After 20+ years in UK media and communications, one paradox still astounds me: British businesses routinely spend millions on brand campaigns, digital tools and customer acquisition, yet overlook the most influential marketing channel they already own: their leadership team.
The data is blunt.
Less than 1% of most marketing budgets is dedicated to elevating senior executives.
Meanwhile, these very leaders hold disproportionate sway over customer trust, talent attraction, investor confidence and partner relationships.
This isn’t just inefficient. It’s strategic malpractice.
The Leadership Visibility Gap
The role of the executive has fundamentally changed.
Leaders can no longer operate behind the scenes, focused purely on P&L, operations and competitive positioning.
Today’s stakeholders want to know the people behind the organisations they engage with. They benchmark values, credibility and integrity long before they benchmark price.
Right now:
• Prospects research your CEO on LinkedIn before agreeing to a sales call.
• Top talent watches your MD’s industry commentary before accepting an interview.
• Investors assess your founder’s thought leadership before committing capital.
Your executives are being evaluated.
The real question is whether you’re shaping that narrative - or leaving it to chance.
The Authenticity Imperative
Visibility without authenticity is counterproductive.
Audiences instantly detect corporate ventriloquism: scripted posts, generic commentary and leadership voices that sound indistinguishable from one another.
Effective executive positioning demands:
• Genuine alignment between personal perspective and company purpose
• A tone that reflects the leader’s real voice
• Insights grounded in actual expertise
• Messaging that strengthens, rather than competes with the brand.
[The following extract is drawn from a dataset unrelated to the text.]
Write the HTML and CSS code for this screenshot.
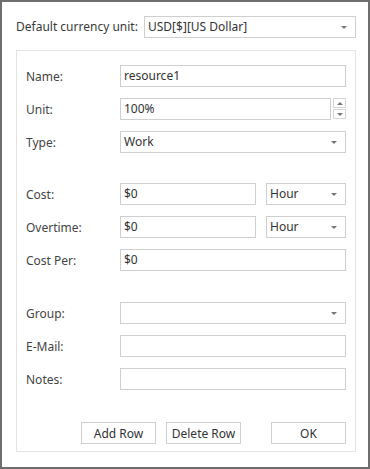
FILE: index.html
```html
<!DOCTYPE html>
<html lang="en">
<head>
    <meta charset="UTF-8">
    <title>Resource</title>
    <link rel="stylesheet" href="styles.css">
</head>
<body>
    <div class="dialog">
        <div class="currency-row">
            <span class="currency-label">Default currency unit:</span>
            <div class="field combo currency-combo">USD[$][US Dollar]</div>
        </div>

        <div class="panel">
            <div class="group">
                <span class="label">Name:</span>
                <div class="field">resource1</div>

                <span class="label">Unit:</span>
                <div class="spin-wrap">
                    <div class="field">100%</div>
                    <div class="spinner">
                        <span class="spin-btn up"></span>
                        <span class="spin-btn down"></span>
                    </div>
                </div>

                <span class="label">Type:</span>
                <div class="field combo">Work</div>
            </div>

            <div class="group">
                <span class="label">Cost:</span>
                <div class="pair">
                    <div class="field">$0</div>
                    <div class="field combo">Hour</div>
                </div>

                <span class="label">Overtime:</span>
                <div class="pair">
                    <div class="field">$0</div>
                    <div class="field combo">Hour</div>
                </div>

                <span class="label">Cost Per:</span>
                <div class="field">$0</div>
            </div>

            <div class="group">
                <span class="label">Group:</span>
                <div class="field combo"></div>

                <span class="label">E-Mail:</span>
                <div class="field"></div>

                <span class="label">Notes:</span>
                <div class="field"></div>
            </div>

            <div class="buttons">
                <button class="btn">Add Row</button>
                <button class="btn">Delete Row</button>
                <button class="btn ok">OK</button>
            </div>
        </div>
    </div>
</body>
</html>
```

FILE: styles.css
```css
/* General Styles */
body {
    margin: 0;
    font-family: 'Noto Sans', sans-serif;
    font-size: 12px;
    color: #3a3a3a;
    background-color: #fff;
}

.dialog {
    width: 370px;
    height: 469px;
    box-sizing: border-box;
    border: 2px solid #6e6e6e;
    padding: 13px 12px 0 14px;
}

/* Currency row */
.currency-row {
    display: flex;
    align-items: center;
    height: 23px;
}

.currency-label {
    width: 128px;
    white-space: nowrap;
}

.currency-combo {
    flex: 1;
    height: 23px;
    line-height: 21px;
}

/* Fields */
.field {
    position: relative;
    height: 22px;
    box-sizing: border-box;
    border: 1px solid #cfcfcf;
    background-color: #fff;
    padding: 0 0 0 3px;
    line-height: 20px;
    color: #333;
    white-space: nowrap;
}

.combo::after {
    content: "";
    position: absolute;
    right: 8px;
    top: 9px;
    border-left: 3px solid transparent;
    border-right: 3px solid transparent;
    border-top: 3px solid #777;
}

/* Panel */
.panel {
    margin-top: 12px;
    border: 1px solid #e4e4e4;
    padding: 14px 9px 7px 9px;
}

.group {
    display: grid;
    grid-template-columns: 94px 1fr;
    row-gap: 11px;
    align-items: center;
}

.group + .group {
    margin-top: 30px;
}

.group + .group + .group {
    margin-top: 31px;
}

.label {
    color: #444;
}

.spin-wrap {
    display: flex;
    gap: 2px;
}

.spin-wrap .field {
    flex: 1;
}

.spinner {
    display: flex;
    flex-direction: column;
    gap: 1px;
    width: 13px;
}

.spin-btn {
    position: relative;
    height: 10px;
    box-sizing: border-box;
    border: 1px solid #d6d6d6;
}

.spin-btn::after {
    content: "";
    position: absolute;
    left: 3px;
    top: 3px;
    border-left: 3px solid transparent;
    border-right: 3px solid transparent;
}

.spin-btn.up::after {
    border-bottom: 3px solid #777;
}

.spin-btn.down::after {
    border-top: 3px solid #777;
}

.pair {
    display: grid;
    grid-template-columns: 136px 1fr;
    column-gap: 10px;
}

/* Buttons */
.buttons {
    display: flex;
    justify-content: flex-end;
    margin-top: 32px;
}

.btn {
    width: 75px;
    height: 22px;
    margin: 0 0 0 10px;
    padding: 0;
    font-family: inherit;
    font-size: 12px;
    color: #333;
    background-color: #fff;
    border: 1px solid #cfcfcf;
}

.btn.ok {
    margin-left: 30px;
}
```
This isn’t about manufacturing personas.
It’s about revealing the credibility that already exists.
Who Gains the Most from Strategic Leadership Positioning
Several corporate moments make leadership visibility not just advantageous, but essential:
• New appointments: The first 100 days shape lasting stakeholder perceptions.
• Funding and investment cycles: Founder visibility influences valuation.
• High-growth and emerging markets: Credibility becomes the differentiator.
• Crisis recovery: Rebuilding trust requires visible, confident leadership.
The Architecture of Executive Authority
Building influential leadership presence requires a structured approach:
• Strategic clarity: What should each leader be known for?
• Voice development: Authentic tone, consistent message, human form.
• Multi-channel presence: Earned media, podcasts, thought leadership, events.
• Sustained visibility: Momentum, not sporadic bursts, creates influence.
The Operational Reality
Real progress requires dedicated capacity and craft:
• Personal brand audits
• Signature story and narrative development
• Monthly thought leadership assets
• Media training and message discipline
• Proactive media outreach and commentary placement
• Professional photography and video
• Reputation and risk monitoring
• Crisis communications readiness
This is the infrastructure of modern executive authority.
The Competitive Advantage Hiding in Plain Sight
Despite the evidence, most UK organisations still treat executive visibility as optional. This creates significant opportunity for those willing to think differently.
While competitors pour money into saturated advertising channels, leadership-driven brands are building trust, authority and long-term commercial equity.
Executives already exist on the balance sheet. Their expertise is already paid for. Strategic positioning simply unlocks dormant value.
Rethinking the Budget
If any other marketing investment delivered this level of influence with such low spend, the CFO would demand a scale-up, not an explanation.
A modest shift of even 5–10% of marketing budget toward executive visibility represents a 500–1000% increase in what most organisations currently invest, and a meaningful competitive edge.
The question isn’t should you invest.
It’s whether you can afford not to while competitors claim the authoritative positions your organisation should own.
In an era defined by trust, your leadership team isn’t just running the business.
They are how the business is recognised, evaluated and chosen.
It’s time your budget reflected that reality.